### DATA EXCERPT
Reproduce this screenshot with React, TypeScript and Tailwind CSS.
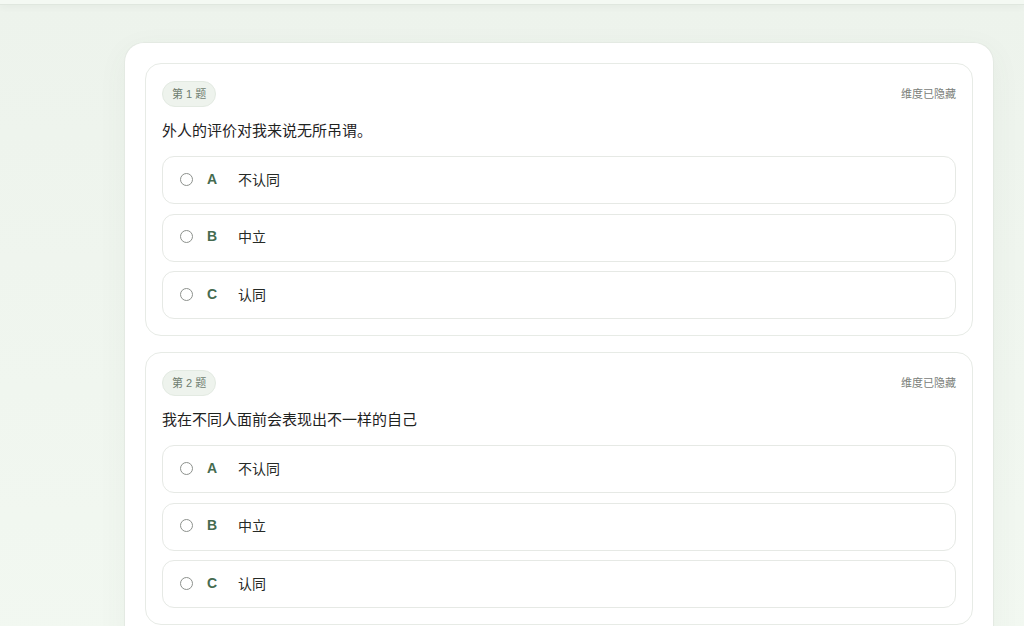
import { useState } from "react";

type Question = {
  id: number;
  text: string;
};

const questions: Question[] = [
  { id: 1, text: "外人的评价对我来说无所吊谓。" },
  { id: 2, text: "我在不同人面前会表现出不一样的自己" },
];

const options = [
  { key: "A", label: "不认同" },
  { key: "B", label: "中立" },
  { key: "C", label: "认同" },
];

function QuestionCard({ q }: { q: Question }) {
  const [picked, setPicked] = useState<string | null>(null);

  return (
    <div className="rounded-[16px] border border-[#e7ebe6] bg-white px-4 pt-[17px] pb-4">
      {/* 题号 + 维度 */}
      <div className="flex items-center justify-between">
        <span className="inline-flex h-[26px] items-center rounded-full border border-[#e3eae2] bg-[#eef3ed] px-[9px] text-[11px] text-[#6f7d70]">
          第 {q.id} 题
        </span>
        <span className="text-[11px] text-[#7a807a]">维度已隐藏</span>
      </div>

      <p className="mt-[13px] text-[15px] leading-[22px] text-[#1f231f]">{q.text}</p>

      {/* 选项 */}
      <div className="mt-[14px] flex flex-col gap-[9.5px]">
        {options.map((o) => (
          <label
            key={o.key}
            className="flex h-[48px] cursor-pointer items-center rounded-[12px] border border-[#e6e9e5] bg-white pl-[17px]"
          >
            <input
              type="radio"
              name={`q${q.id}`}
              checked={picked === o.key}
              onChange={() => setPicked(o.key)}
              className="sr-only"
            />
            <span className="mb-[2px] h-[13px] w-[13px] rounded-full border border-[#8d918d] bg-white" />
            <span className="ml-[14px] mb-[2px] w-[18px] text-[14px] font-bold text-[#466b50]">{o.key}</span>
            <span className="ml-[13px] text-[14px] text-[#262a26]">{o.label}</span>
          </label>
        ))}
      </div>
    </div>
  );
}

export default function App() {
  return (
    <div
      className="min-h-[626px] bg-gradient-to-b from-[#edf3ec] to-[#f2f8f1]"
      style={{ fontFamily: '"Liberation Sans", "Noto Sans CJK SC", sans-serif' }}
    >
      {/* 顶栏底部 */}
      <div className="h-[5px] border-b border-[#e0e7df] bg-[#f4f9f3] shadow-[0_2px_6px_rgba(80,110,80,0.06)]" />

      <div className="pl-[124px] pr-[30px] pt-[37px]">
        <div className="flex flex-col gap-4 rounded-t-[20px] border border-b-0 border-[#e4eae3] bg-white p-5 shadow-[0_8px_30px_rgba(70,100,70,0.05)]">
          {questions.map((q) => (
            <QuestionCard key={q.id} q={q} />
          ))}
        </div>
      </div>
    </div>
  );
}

### TASK REQUIREMENTS
Return the whole listing, word for word, and leave out every picture.

### WRITTEN ANSWER
Reproduce this screenshot with React, TypeScript and Tailwind CSS.
import { useState } from "react";

type Question = {
  id: number;
  text: string;
};

const questions: Question[] = [
  { id: 1, text: "外人的评价对我来说无所吊谓。" },
  { id: 2, text: "我在不同人面前会表现出不一样的自己" },
];

const options = [
  { key: "A", label: "不认同" },
  { key: "B", label: "中立" },
  { key: "C", label: "认同" },
];

function QuestionCard({ q }: { q: Question }) {
  const [picked, setPicked] = useState<string | null>(null);

  return (
    <div className="rounded-[16px] border border-[#e7ebe6] bg-white px-4 pt-[17px] pb-4">
      {/* 题号 + 维度 */}
      <div className="flex items-center justify-between">
        <span className="inline-flex h-[26px] items-center rounded-full border border-[#e3eae2] bg-[#eef3ed] px-[9px] text-[11px] text-[#6f7d70]">
          第 {q.id} 题
        </span>
        <span className="text-[11px] text-[#7a807a]">维度已隐藏</span>
      </div>

      <p className="mt-[13px] text-[15px] leading-[22px] text-[#1f231f]">{q.text}</p>

      {/* 选项 */}
      <div className="mt-[14px] flex flex-col gap-[9.5px]">
        {options.map((o) => (
          <label
            key={o.key}
            className="flex h-[48px] cursor-pointer items-center rounded-[12px] border border-[#e6e9e5] bg-white pl-[17px]"
          >
            <input
              type="radio"
              name={`q${q.id}`}
              checked={picked === o.key}
              onChange={() => setPicked(o.key)}
              className="sr-only"
            />
            <span className="mb-[2px] h-[13px] w-[13px] rounded-full border border-[#8d918d] bg-white" />
            <span className="ml-[14px] mb-[2px] w-[18px] text-[14px] font-bold text-[#466b50]">{o.key}</span>
            <span className="ml-[13px] text-[14px] text-[#262a26]">{o.label}</span>
          </label>
        ))}
      </div>
    </div>
  );
}

export default function App() {
  return (
    <div
      className="min-h-[626px] bg-gradient-to-b from-[#edf3ec] to-[#f2f8f1]"
      style={{ fontFamily: '"Liberation Sans", "Noto Sans CJK SC", sans-serif' }}
    >
      {/* 顶栏底部 */}
      <div className="h-[5px] border-b border-[#e0e7df] bg-[#f4f9f3] shadow-[0_2px_6px_rgba(80,110,80,0.06)]" />

      <div className="pl-[124px] pr-[30px] pt-[37px]">
        <div className="flex flex-col gap-4 rounded-t-[20px] border border-b-0 border-[#e4eae3] bg-white p-5 shadow-[0_8px_30px_rgba(70,100,70,0.05)]">
          {questions.map((q) => (
            <QuestionCard key={q.id} q={q} />
          ))}
        </div>
      </div>
    </div>
  );
}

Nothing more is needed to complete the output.